_Stated task_. Identify all lines of the data containing the string "styles" and copy them.
------------
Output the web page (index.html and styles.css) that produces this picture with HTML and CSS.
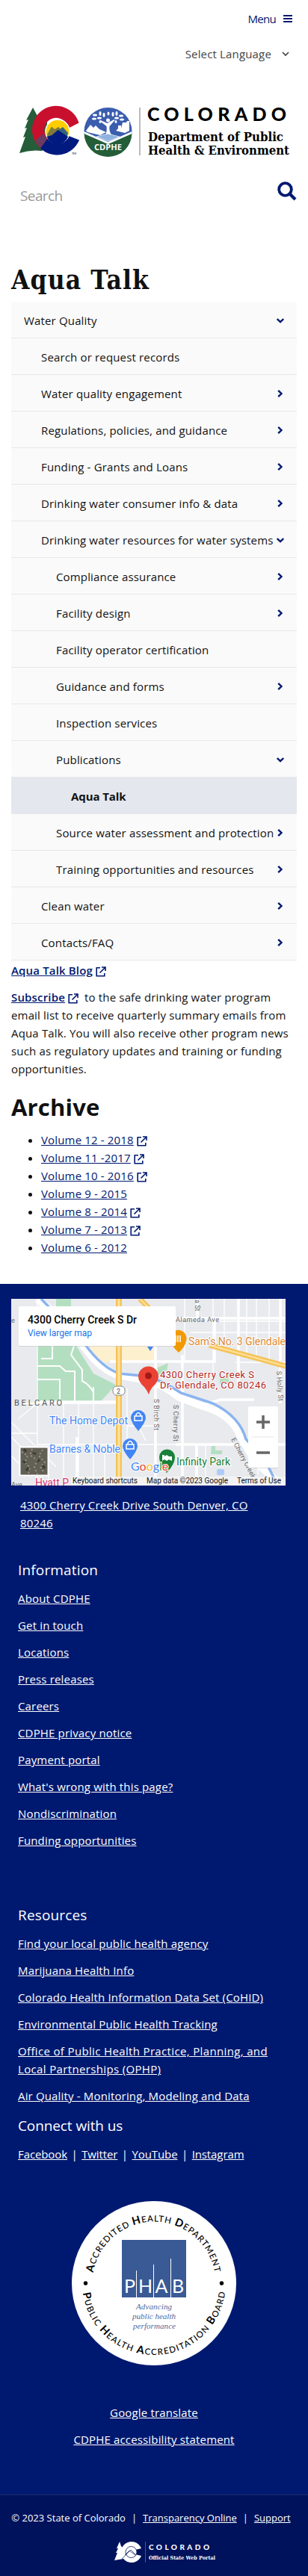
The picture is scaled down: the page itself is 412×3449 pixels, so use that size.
FILE: index.html
```
<!DOCTYPE html>
<html lang="en">
<head>
<meta charset="utf-8">
<title>Aqua Talk | Colorado Department of Public Health &amp; Environment</title>
<link rel="stylesheet" href="styles.css">
</head>
<body>
<svg width="0" height="0" class="defs" aria-hidden="true">
  <symbol id="ext" viewBox="0 0 14 14"><path d="M6 1.800H1.200v11h10.600V9M8 1h5v5M13 1 5.500 8.500" fill="none" stroke="currentColor" stroke-width="1.600"/></symbol>
  <symbol id="right" viewBox="0 0 10 12"><path d="m2.200 1.800 4.300 4.200-4.300 4.200" fill="none" stroke="currentColor" stroke-width="2.400"/></symbol>
  <symbol id="down" viewBox="0 0 10 12"><path d="M.8 4 5 8l4.200-4" fill="none" stroke="currentColor" stroke-width="2.400"/></symbol>
</svg>
<header class="header">
  <a class="menu-toggle" href="#"><span>Menu</span><i class="bars"></i></a>
  <div class="language"><span>Select Language</span><svg width="10" height="7" viewBox="0 0 10 7"><path d="m1 1 4 4 4-4" fill="none" stroke="#444" stroke-width="1.700"/></svg></div>
  <svg class="logo" width="364" height="68" viewBox="24 142 364 68" role="img" aria-label="Colorado Department of Public Health and Environment">
    <path d="m44 144-9 17 3-1-5 12 3-1-5 13 3-1-8 22q15-5 30-3l7-5V160h-6l-6-3z" fill="#245d38"/>
    <path d="M105.500 164.500A32 32 0 1 0 54.500 198.500L66 187A16 16 0 1 1 91 172Z" fill="#c8102e"/>
    <path d="M54 198.500A32 32 0 0 0 106 187.500L92 182H66Z" fill="#001a80"/>
    <path d="M47.500 188 58 179l5 7-9 12.500q-4-4-6.500-10.500z" fill="#6a3c62"/>
    <circle cx="77" cy="176" r="16" fill="#ffcd00" stroke="#fff" stroke-width="1.500"/>
    <path d="m63 180 6-10.500 4 3.500 2-1 3-2 5 4-10 11h-9z" fill="#7c7b3b"/>
    <path d="m78 175 6-5 7 8-2 6z" fill="#35647e"/>
    <path d="m62.500 183 7-2 8-7 13.500 9a15 15 0 0 1-28.500 0z" fill="#001a80"/>
    <text x="96" y="207" class="tm">TM</text>
    <circle cx="144.500" cy="176" r="32" fill="#3a5dae"/>
    <path d="M112.500 178a32 32 0 0 0 64 0l-32 14z" fill="#245d38"/>
    <path d="m112.500 176 32 14 32-14v3l-32 14-32-14z" fill="#fff"/>
    <path d="m115 175 6-8 4 4 3-3 5 5 9 4-8 4-17-4zM155 175l3-3v-4h4v4l2-8h5l1-2h3v13l-6 3z" fill="#fff"/>
    <path d="M140.500 182q3-6 2-13l-9-7 1-1 9 4 9-5 1 1-7 8q-1 8 4 13z" fill="#fff"/>
    <path d="m129 183 15-4 16 4-15 6z" fill="#8fb2e0" stroke="#fff" stroke-width=".7"/>
    <circle cx="144.500" cy="161" r="2.500" fill="#fff"/>
    <g fill="#fff"><ellipse cx="127" cy="154" rx="3" ry="1.500"/><ellipse cx="126" cy="159" rx="3" ry="1.500"/><ellipse cx="134" cy="152" rx="1.500" ry="3"/><ellipse cx="133" cy="158" rx="3" ry="1.500"/><ellipse cx="139" cy="154" rx="1.500" ry="3"/><ellipse cx="145" cy="152" rx="1.500" ry="2.500"/><ellipse cx="151" cy="153" rx="1.500" ry="3"/><ellipse cx="156" cy="152" rx="1.500" ry="3"/><ellipse cx="156" cy="158" rx="3" ry="1.500"/><ellipse cx="162" cy="155" rx="3" ry="1.500"/><ellipse cx="163" cy="160" rx="3" ry="1.500"/><ellipse cx="134" cy="163" rx="1.500" ry="2"/><ellipse cx="155" cy="163" rx="1.500" ry="2"/></g>
    <text x="126" y="201" class="seal-name" textLength="37" lengthAdjust="spacingAndGlyphs">CDPHE</text>
    <path d="M187 144v64" stroke="#777"/>
    <text x="197" y="162" class="state" textLength="186">COLORADO</text>
    <text x="198" y="189" class="dept" textLength="181" lengthAdjust="spacingAndGlyphs">Department of Public</text>
    <text x="198" y="207" class="dept" textLength="189" lengthAdjust="spacingAndGlyphs">Health &amp; Environment</text>
  </svg>
  <div class="search"><span>Search</span><svg width="26" height="26" viewBox="0 0 26 26"><circle cx="10.500" cy="10.500" r="8.300" fill="none" stroke="#001970" stroke-width="3.800"/><path d="m16.500 16.500 7.500 7.500" stroke="#001970" stroke-width="4.200"/></svg></div>
</header>
<main class="main">
  <h1>Aqua Talk</h1>
  <nav class="side-nav">
    <a href="#" class="l1">Water Quality<svg><use href="#down"/></svg></a>
    <a href="#">Search or request records</a>
    <a href="#">Water quality engagement<svg><use href="#right"/></svg></a>
    <a href="#">Regulations, policies, and guidance<svg><use href="#right"/></svg></a>
    <a href="#">Funding - Grants and Loans<svg><use href="#right"/></svg></a>
    <a href="#">Drinking water consumer info &amp; data<svg><use href="#right"/></svg></a>
    <a href="#">Drinking water resources for water systems<svg><use href="#down"/></svg></a>
    <a href="#" class="l3">Compliance assurance<svg><use href="#right"/></svg></a>
    <a href="#" class="l3">Facility design<svg><use href="#right"/></svg></a>
    <a href="#" class="l3">Facility operator certification</a>
    <a href="#" class="l3">Guidance and forms<svg><use href="#right"/></svg></a>
    <a href="#" class="l3">Inspection services</a>
    <a href="#" class="l3">Publications<svg><use href="#down"/></svg></a>
    <a href="#" class="l4 current">Aqua Talk</a>
    <a href="#" class="l3">Source water assessment and protection<svg><use href="#right"/></svg></a>
    <a href="#" class="l3">Training opportunities and resources<svg><use href="#right"/></svg></a>
    <a href="#">Clean water<svg><use href="#right"/></svg></a>
    <a href="#">Contacts/FAQ<svg><use href="#right"/></svg></a>
  </nav>
  <p><a href="#" class="strong">Aqua Talk Blog</a><svg class="ext"><use href="#ext"/></svg></p>
  <p><a href="#" class="strong">Subscribe</a><svg class="ext"><use href="#ext"/></svg>&nbsp; to the safe drinking water program<br>email list to receive quarterly summary emails from<br>Aqua Talk. You will also receive other program news<br>such as regulatory updates and training or funding<br>opportunities.</p>
  <h2>Archive</h2>
  <ul class="archive">
    <li><a href="#">Volume 12 - 2018</a><svg class="ext"><use href="#ext"/></svg></li>
    <li><a href="#">Volume 11 -2017</a><svg class="ext"><use href="#ext"/></svg></li>
    <li><a href="#">Volume 10 - 2016</a><svg class="ext"><use href="#ext"/></svg></li>
    <li><a href="#">Volume 9 - 2015</a></li>
    <li><a href="#">Volume 8 - 2014</a><svg class="ext"><use href="#ext"/></svg></li>
    <li><a href="#">Volume 7 - 2013</a><svg class="ext"><use href="#ext"/></svg></li>
    <li><a href="#">Volume 6 - 2012</a></li>
  </ul>
</main>
<footer class="footer">
  <svg class="map" width="367" height="250" viewBox="0 0 367 250">
    <rect width="367" height="250" fill="#e8eaed"/>
    <path d="M35 60h50l25 40 30 15-20 22H35zM60 0h20v12H60z" fill="#b3dfc0"/>
    <path d="M97 62h96v22h-61l-20 2z" fill="#fdf0cf"/>
    <path d="M196 92l14-6-2 10-12 6zM279 108l12-8v14h-12zM268 197h5v6h9v5h-15z" fill="#b3dfc0"/>
    <g fill="none" stroke="#fff" stroke-width="1.300"><path d="M35 0v250M15 140h125M0 165l60 60M0 185l45 45M0 210l25 25M10 160l25-20M70 140v60M90 140v60M110 140v90M35 195h332M50 205v45M70 205v45M90 205v45M110 205v45M125 205v45M0 180h35M155 120v75M155 170h40"/><path d="M232 0v85M270 0v100M285 0v50M315 0v80M328 0v80M345 0v80M255 30h112M240 45h127M300 85h67M160 150l20 40M260 195v55M330 195v40"/></g>
    <g fill="none" stroke="#fff" stroke-width="3.500"><path d="M132 84h140v-60M220 26h147M249 0v26M193 60v190M229 75v175M304 0v120M35 138h110M220 195h147M248 195v55M360 0v140M88 185v65M250 144l30-9h45"/></g>
    <path d="M35 90h30l8 7h12v40M55 60v20H40M35 108h30v32M85 60l-5 15 15 20v15q10 5 15 15M110 118v20" fill="none" stroke="#fff" stroke-width="2"/>
    <path d="M35 0 65 25 98 65q22 30 45 37l42 8q18 5 40 22l32 12q38 11 49 39l20 34 35 33" fill="none" stroke="#fff" stroke-width="10"/>
    <path d="M40 0 98 60q24 33 47 40l38 4q22 7 44 22l43 14q36 18 44 48l25 27 16 32" fill="none" stroke="#8ab4f0" stroke-width="3.500"/>
    <path d="m172 0 12 12M265 62l102 28" stroke="#f5c35b" stroke-width="7"/><path d="m172 0 12 12M265 62l102 28" stroke="#ffe29a" stroke-width="2"/>
    <path d="M144 0v250" stroke="#f5c35b" stroke-width="8"/><path d="M144 0v250" stroke="#ffe29a" stroke-width="3"/>
    <rect x="136" y="117" width="16" height="12" rx="5" fill="#fff" stroke="#888"/><text x="141" y="127" font-size="9" fill="#555">2</text>
    <g class="street"><text x="220" y="31" textLength="58">Alameda Ave</text><text transform="translate(191 134) rotate(90)" textLength="42">S Birch St</text><text transform="translate(217 142) rotate(90)" textLength="49">S Cherry St</text><text transform="translate(355 97) rotate(86)" textLength="40">S Holly St</text><text transform="translate(246 1) rotate(90)">a St</text><text transform="translate(294 188) rotate(62)" textLength="60">E Cherry Creek</text><text x="0" y="252">Ave</text><text x="0" y="32">e</text></g>
    <text x="4" y="143" class="area" textLength="64">BELCARO</text>
    <g class="poi"><text x="237" y="62" fill="#e08a35" textLength="130">Sam's No. 3 Glendale</text><text x="51" y="168" fill="#4285f4" textLength="105">The Home Depot</text><text x="51" y="206" fill="#4285f4" textLength="95">Barnes &amp; Noble</text><text x="221" y="223" fill="#188038" textLength="72">Infinity Park</text><text x="32" y="251" fill="#d6336c" textLength="45">Hyatt P</text></g>
    <path d="M213 56a11 11 0 1 1 21 0q-1 8-10 16-9-8-11-16" fill="#f29900"/><path d="M220 49v9M223 49v9M226 49v9" stroke="#fff" stroke-width="1.500"/>
    <path d="M160 159a10 10 0 1 1 20 0q0 6-10 18-10-12-10-18M149 197a10 10 0 1 1 20 0q0 6-10 18-10-12-10-18" fill="#4285f4"/>
    <path d="M165 157h10v6h-10zM167 157v-2q3-5 6 0v2M154 195h10v6h-10zM156 195v-2q3-5 6 0v2" fill="none" stroke="#fff" stroke-width="1.500"/>
    <path d="M198 212a10.500 10.500 0 1 1 21 0q0 9-11 21-10-12-10-21" fill="#188038"/><path d="M202 209h3v2l3-2 3 2h4v6l-4-2-3 2-3-2-3 2z" fill="#fff"/>
    <path d="M182 64h8l-4 6z" fill="#4285f4"/>
    <path d="M170 104a13.500 13.500 0 1 1 27 0q0 7-8 14-4 5-5 10-2-5-6-10-8-7-8-14" fill="#ea4335"/><circle cx="183.500" cy="103" r="4.500" fill="#a31913"/>
    <g class="dest"><text x="199" y="106" textLength="126">4300 Cherry Creek S</text><text x="199" y="120" textLength="142">Dr, Glendale, CO 80246</text></g>
    <rect x="275" y="228" width="10" height="8" rx="2" fill="#aecbfa"/>
    <text x="160" y="230" class="google"><tspan fill="#4285f4">G</tspan><tspan fill="#ea4335">o</tspan><tspan fill="#fbbc04">o</tspan><tspan fill="#4285f4">g</tspan><tspan fill="#34a853">l</tspan><tspan fill="#ea4335">e</tspan></text>
    <rect x="80" y="238" width="287" height="12" fill="#f5f5f5" opacity=".8"/>
    <g class="credit"><text x="82" y="247" textLength="87">Keyboard shortcuts</text><text x="181" y="247" textLength="109">Map data ©2023 Google</text><text x="302" y="247" textLength="59">Terms of Use</text></g>
    <rect x="10" y="11" width="210" height="53" rx="2" fill="#bbb" opacity=".5"/><rect x="10" y="10" width="210" height="53" rx="2" fill="#fff"/>
    <text x="22" y="33" class="place" textLength="146">4300 Cherry Creek S Dr</text><text x="22" y="50" class="larger" textLength="86">View larger map</text>
    <rect x="317" y="145" width="40" height="82" rx="2" fill="#bbb" opacity=".5"/><rect x="317" y="144" width="40" height="82" rx="2" fill="#fff"/><path d="M322 185h30" stroke="#e6e6e6"/><path d="M328 165h18M337 156v18M328 206h18" stroke="#666" stroke-width="3.500"/>
    <rect x="11.500" y="198.500" width="38" height="38" rx="1" fill="#625f55" stroke="#fff" stroke-width="2"/><path d="m14 205 8 5-4 9 7 7-2 8M28 201l-3 8 10 7-4 9 4 10M42 202l-5 8 8 9-6 6 5 8" fill="none" stroke="#9c9483" stroke-width="2" stroke-dasharray="2 3"/><path d="m17 201 3 4M38 215l-3 3M20 230l3-4M42 223l3 4M29 206l4 2M16 217l3 3" stroke="#393f35" stroke-width="3"/>
  </svg>
  <p class="address"><a href="#">4300 Cherry Creek Drive South Denver, CO<br>80246</a></p>
  <section class="links info">
    <h3>Information</h3>
    <a href="#">About CDPHE</a><a href="#">Get in touch</a><a href="#">Locations</a><a href="#">Press releases</a><a href="#">Careers</a><a href="#">CDPHE privacy notice</a><a href="#">Payment portal</a><a href="#">What's wrong with this page?</a><a href="#">Nondiscrimination</a><a href="#">Funding opportunities</a>
  </section>
  <section class="links resources">
    <h3>Resources</h3>
    <a href="#">Find your local public health agency</a><a href="#">Marijuana Health Info</a><a href="#">Colorado Health Information Data Set (CoHID)</a><a href="#">Environmental Public Health Tracking</a><a href="#" class="loose">Office of Public Health Practice, Planning, and<br>Local Partnerships (OPHP)</a><a href="#">Air Quality - Monitoring, Modeling and Data</a>
  </section>
  <section class="links connect">
    <h3>Connect with us</h3>
    <p><a href="#">Facebook</a><i>|</i><a href="#">Twitter</a><i>|</i><a href="#">YouTube</a><i>|</i><a href="#">Instagram</a></p>
  </section>
  <svg class="phab" width="220" height="220" viewBox="0 0 220 220">
    <circle cx="110" cy="110" r="110" fill="#fff"/>
    <path id="arcTop" d="M27.500 110a82.500 82.500 0 0 1 165 0" fill="none"/>
    <path id="arcBottom" d="M14 110a96 96 0 0 0 192 0" fill="none"/>
    <g class="ring"><text><textPath href="#arcTop" startOffset="14" textLength="230"><tspan class="cap">A</tspan>CCREDITED <tspan class="cap">H</tspan>EALTH <tspan class="cap">D</tspan>EPARTMENT</textPath></text>
    <text><textPath href="#arcBottom" startOffset="13" textLength="276"><tspan class="cap">P</tspan>UBLIC <tspan class="cap">H</tspan>EALTH <tspan class="cap">A</tspan>CCREDITATION <tspan class="cap">B</tspan>OARD</textPath></text></g>
    <circle cx="18.500" cy="110" r="2.700"/><circle cx="200.500" cy="110" r="2.700"/>
    <rect x="67" y="52" width="86" height="77" fill="#3a5a95"/>
    <path d="M86.500 93v36M109.500 85v44M132.500 77v52" stroke="#fff"/>
    <g class="phab-name"><text x="70" y="123">P</text><text x="89" y="123">H</text><text x="111.500" y="123">A</text><text x="134" y="123">B</text></g>
    <g class="motto"><text x="86" y="145" textLength="48">Advancing</text><text x="81" y="158" textLength="58">public health</text><text x="82" y="171" textLength="57">performance</text></g>
  </svg>
  <div class="extra"><a href="#">Google translate</a><a href="#">CDPHE accessibility statement</a></div>
  <div class="bottom">
    <p><span>© 2023 State of Colorado</span><i>|</i><a href="#">Transparency Online</a><i>|</i><a href="#">Support</a></p>
    <svg width="136" height="28" viewBox="0 0 136 28">
      <path d="M7 0 3 9h2l-3 6h2l-4 10 12-2V9L9 6zM36 9A14 14 0 1 0 36 19L28 17H17V11H28Z" fill="#fff"/><circle cx="22.500" cy="14" r="7.500" fill="#fff" stroke="#00125c" stroke-width=".8"/><path d="m10 23 12-12 7 7M14 18l6-6 8 6" fill="none" stroke="#00125c" stroke-width=".7"/>
      <path d="M41.500 0v28" stroke="#47558f"/><text x="46" y="11" class="state small" textLength="81">COLORADO</text><text x="46" y="24" class="dept small" textLength="89" lengthAdjust="spacingAndGlyphs">Official State Web Portal</text>
    </svg>
  </div>
</footer>
</body>
</html>
```
FILE: styles.css
```
* { box-sizing: border-box; }
body { margin: 0; background: #fff; color: #111; font: 15px/24px "Open Sans", sans-serif; letter-spacing: .16px; }
a { color: #001970; }
svg { display: block; letter-spacing: 0; }
p, h1, h2, h3, ul { margin: 0; }
i { font-style: normal; }
.defs { position: absolute; }
.header { height: 335px; padding: 13px 24px 0; display: flex; flex-direction: column; }
.menu-toggle { display: flex; align-items: center; justify-content: flex-end; gap: 10px; height: 24px; text-decoration: none; margin-right: -3px; letter-spacing: -.7px; }
.bars { width: 12px; height: 10px; border: solid #001970; border-width: 2px 0; background: linear-gradient(#001970, #001970) 0 2px / 12px 2px no-repeat; }
.language { display: flex; align-items: center; justify-content: flex-end; gap: 14px; height: 24px; margin: 23px 1px 0 0; color: #444; }
.logo { margin-top: 58px; overflow: visible; }
.tm { font: 4px Lato, sans-serif; }
.search { display: flex; justify-content: space-between; margin: 33px -9px 0 3px; font-size: 19px; color: #999; }
.search span { padding-top: 7px; letter-spacing: -.6px; }
.state { font: 900 25px Lato, sans-serif; }
.dept { font: bold 17px "DejaVu Serif", serif; }
.seal-name { font: bold 10px "Open Sans", sans-serif; fill: #fff; }
.main { height: 1384px; padding: 15px 15px 0; }
h1 { height: 54px; font: bold 35px/50px "DejaVu Serif Condensed", "DejaVu Serif", serif; font-stretch: condensed; letter-spacing: 1.100px; white-space: nowrap; }
.side-nav { display: flex; flex-direction: column; width: 382px; margin-bottom: 1px; }
.side-nav a { display: flex; justify-content: space-between; align-items: center; height: 49px; padding: 1px 17px 0 40px; border-bottom: 1px solid #e8e8e8; background: #fafafa; color: #111; text-decoration: none; white-space: nowrap; }
.side-nav svg { flex: none; width: 10px; height: 12px; color: #001970; }
.side-nav .l1 { padding-left: 17px; }
.side-nav .l3 { padding-left: 60px; }
.side-nav .l4 { padding-left: 80px; }
.side-nav .current { background: #e5e7ee; font-weight: bold; letter-spacing: -.1px; }
.main p { margin-bottom: 12px; white-space: nowrap; }
.strong { font-weight: 600; }
.ext { display: inline-block; width: 14px; height: 14px; margin-left: 4px; vertical-align: -3px; color: #001970; }
h2 { margin: 19px 0 12px; font: bold 31px/40px "Open Sans", sans-serif; letter-spacing: .2px; }
.archive { padding-left: 40px; }
.footer { height: 1730px; padding-top: 20px; display: flex; flex-direction: column; background: #001970; color: #fff; }
.footer a { color: #fff; }
.map { margin-left: 15px; font-family: Roboto, sans-serif; }
.street { font-size: 9px; fill: #666; }
.area { font-size: 11px; fill: #555; }
.poi { font-size: 14px; stroke: #fff; stroke-width: 2px; paint-order: stroke; }
.dest { font-size: 13px; fill: #b3261e; stroke: #fff; stroke-width: 2px; paint-order: stroke; }
.google { font: 16px Lato, sans-serif; stroke: #fff; stroke-width: 2px; paint-order: stroke; }
.credit { font-size: 10px; fill: #111; }
.place { font-size: 14px; font-weight: 500; }
.larger { font-size: 12px; fill: #1a73e8; }
.address { margin: 14px 27px 0; white-space: nowrap; }
.links { display: flex; flex-direction: column; align-items: flex-start; gap: 12px; padding: 0 24px; white-space: nowrap; }
.links h3 { font: 19px/28px "Open Sans", sans-serif; }
.links i { margin: 0 5.500px; }
.loose { letter-spacing: .35px; }
.info { margin-top: 37px; }
.resources { margin-top: 74px; }
.connect { margin-top: 14px; letter-spacing: -.1px; }
.phab { margin: 51px auto 0; }
.ring { font: 500 11.500px Lato, sans-serif; }
.cap { font-size: 14.500px; font-weight: bold; }
.phab-name { font: 25px Lato, sans-serif; fill: #fff; }
.motto { font: italic 11px "Liberation Serif", serif; fill: #53699d; }
.extra { display: flex; flex-direction: column; align-items: center; gap: 12px; margin-top: 51px; }
.bottom { display: flex; flex-direction: column; align-items: center; margin-top: auto; height: 110px; padding-top: 18px; border-top: 2px solid #10246d; background: #00125c; font-size: 13px; letter-spacing: 0; }
.bottom p { display: flex; gap: 8px; white-space: nowrap; margin-right: 8px; }
.bottom svg { margin-top: 20px; margin-left: 30px; overflow: visible; }
.small.state { font-size: 10px; fill: #fff; }
.small.dept { font-size: 7px; fill: #fff; }
```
------------
_Task response_.
Output the web page (index.html and styles.css) that produces this picture with HTML and CSS.
<link rel="stylesheet" href="styles.css">
FILE: styles.css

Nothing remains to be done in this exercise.